12.31.2010

FRANK NITTI: TRUE STORY OF THE ENFORCER



Frank Nitti was born in Sicily in the 1880s. He emigrated to New York City after the end of World War I, and later moved to Chicago, where he set up business as a barber, with a profitable sideline as a small-time jewel thief and fence. Nitti built an extensive network of associates in the Chicago underworld, and eventually came to the attention of Chicago crime boss John "Johnny The Fox" Torrio.


Frank Nitti

Under Torrio's successor, Al Capone, Nitti's reputation soared. Nitti ran Capone's Prohibition-busting liquor smuggling and distribution operation, importing whiskey from Canada and selling it through a network of speakeasies around Chicago. Nitti was one of Capone's top lieutenants, trusted for his leadership skills and business acumen.

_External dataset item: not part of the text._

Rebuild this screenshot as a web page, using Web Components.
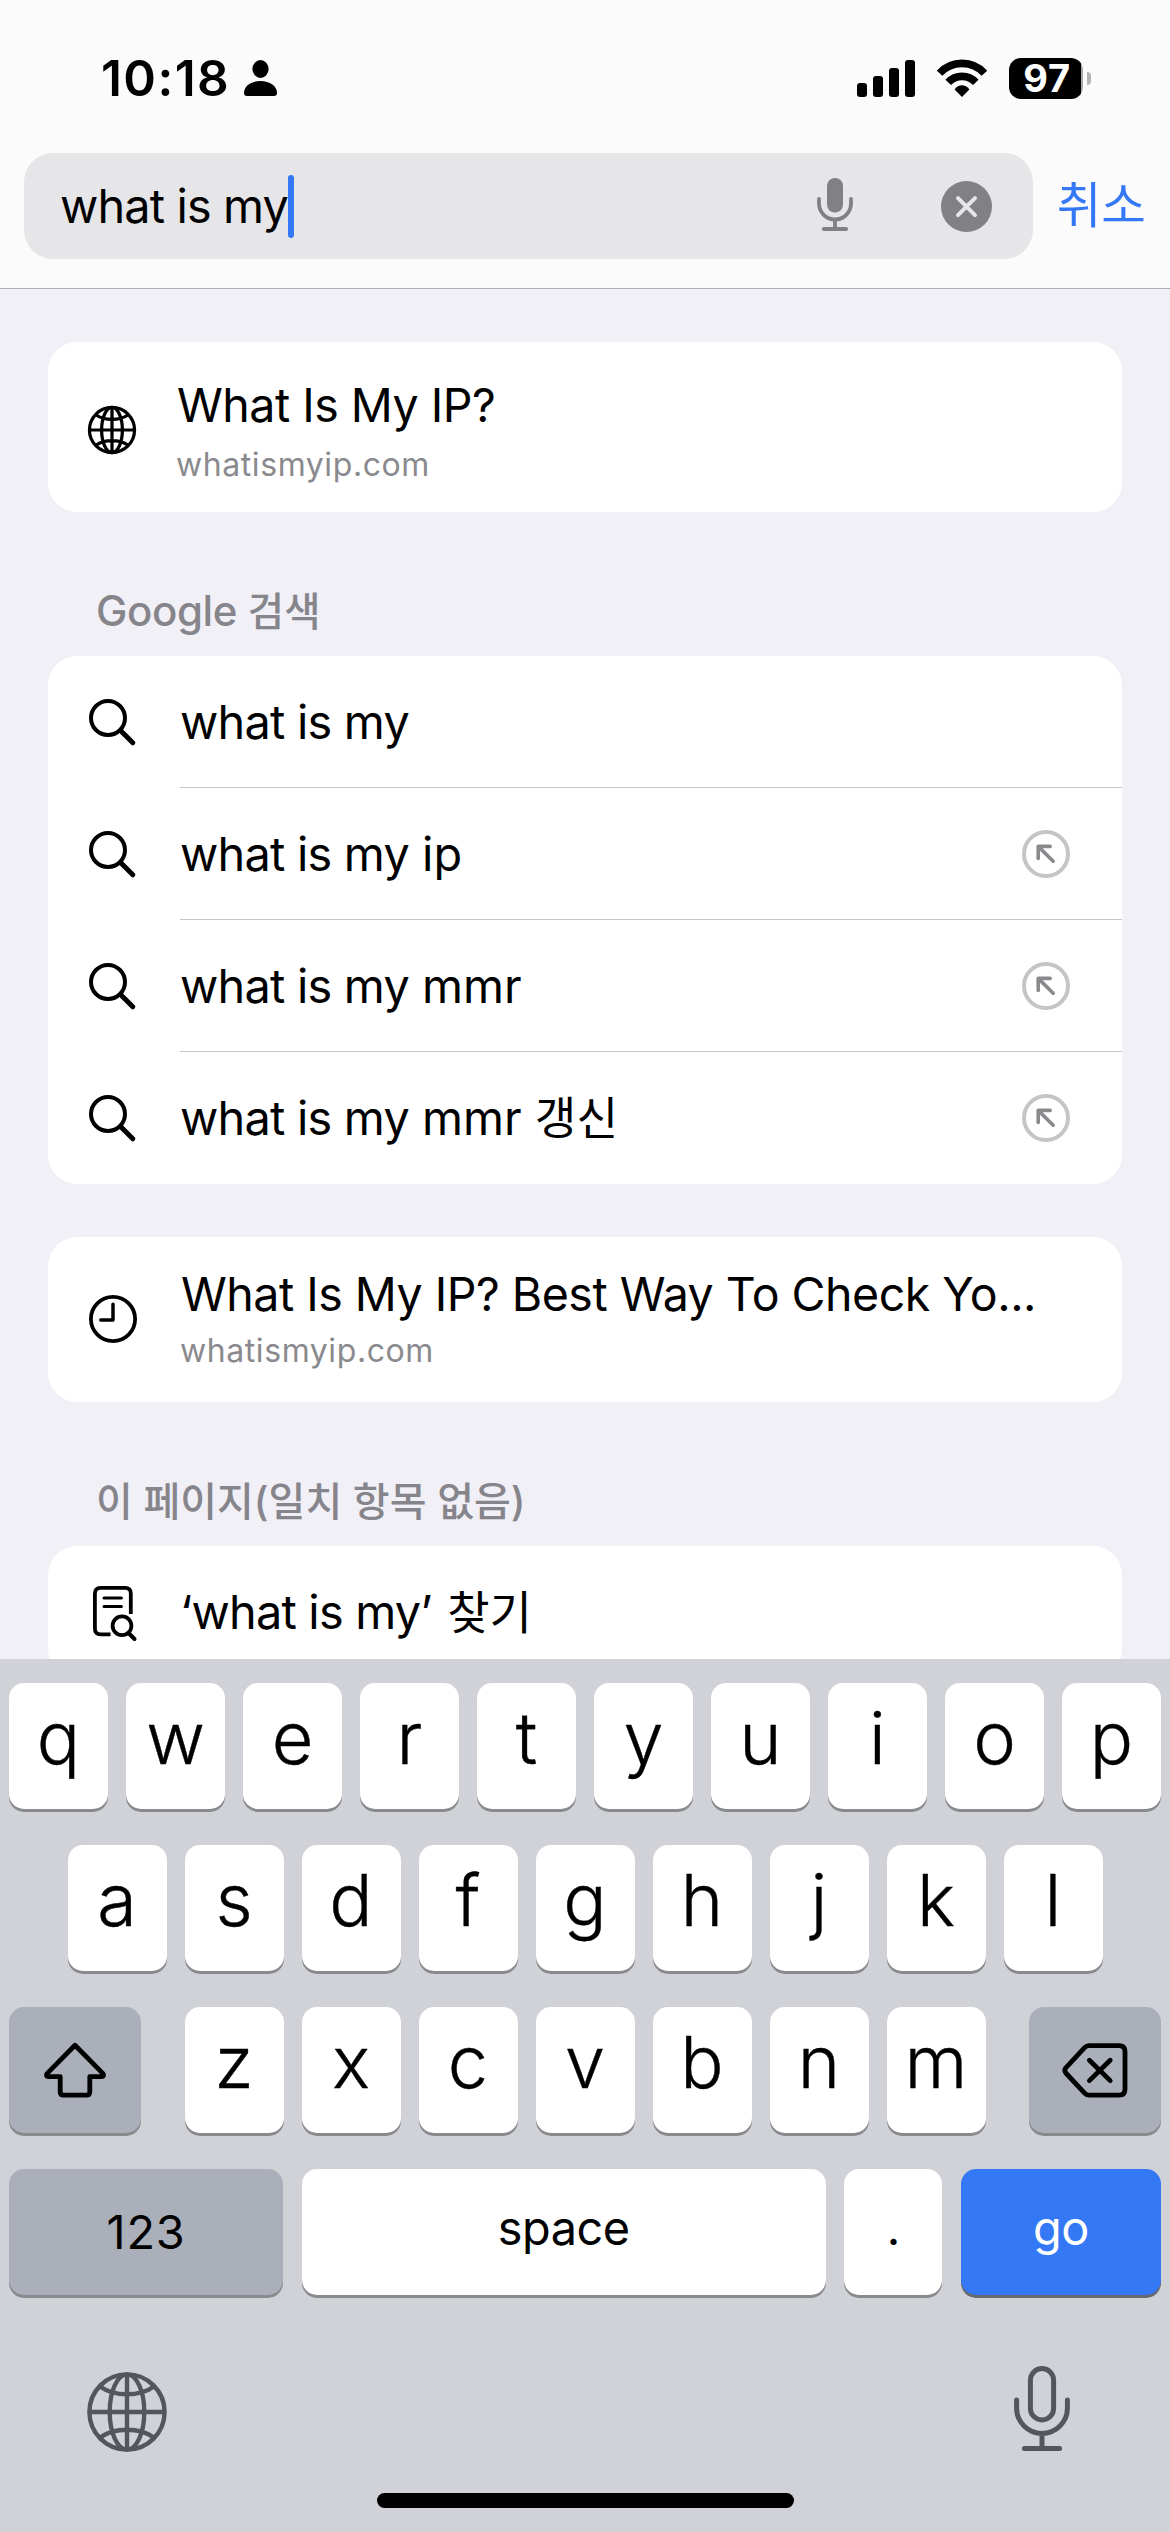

Despite the portrayals of Nitti in movies and TV, Nitti was more about brains than brawn. Though I loved the scene in the 1987 Untouchables film... It was pure fiction. Nitti committed suicide... he wasn't tossed off a sky scraper.

 
Despite his nickname "The Enforcer", Nitti used Mafia "soldiers" and other underlings to commit violence rather than do it himself.

  

Not that Nitti was averse to using firearms - he had, in earlier days, been one of Capone's most trusted personal bodyguards - but as he rose in the organization, his business instinct dictated that he must personally avoid the "dirty work" - that was what the hitmen were paid for.

In 1931, both Frank Nitti and Al Capone were convicted of income tax evasion and sent to prison. However, Nitti only received an 18-month sentence while Capone was sent away for 11 years. Nitti was not a troublesome prisoner, but he found the year-and-a-half confinement in a cell horrifying because of the closed-in space. When Nitti was released in 1932, the media hailed him as the new boss of the Capone Gang.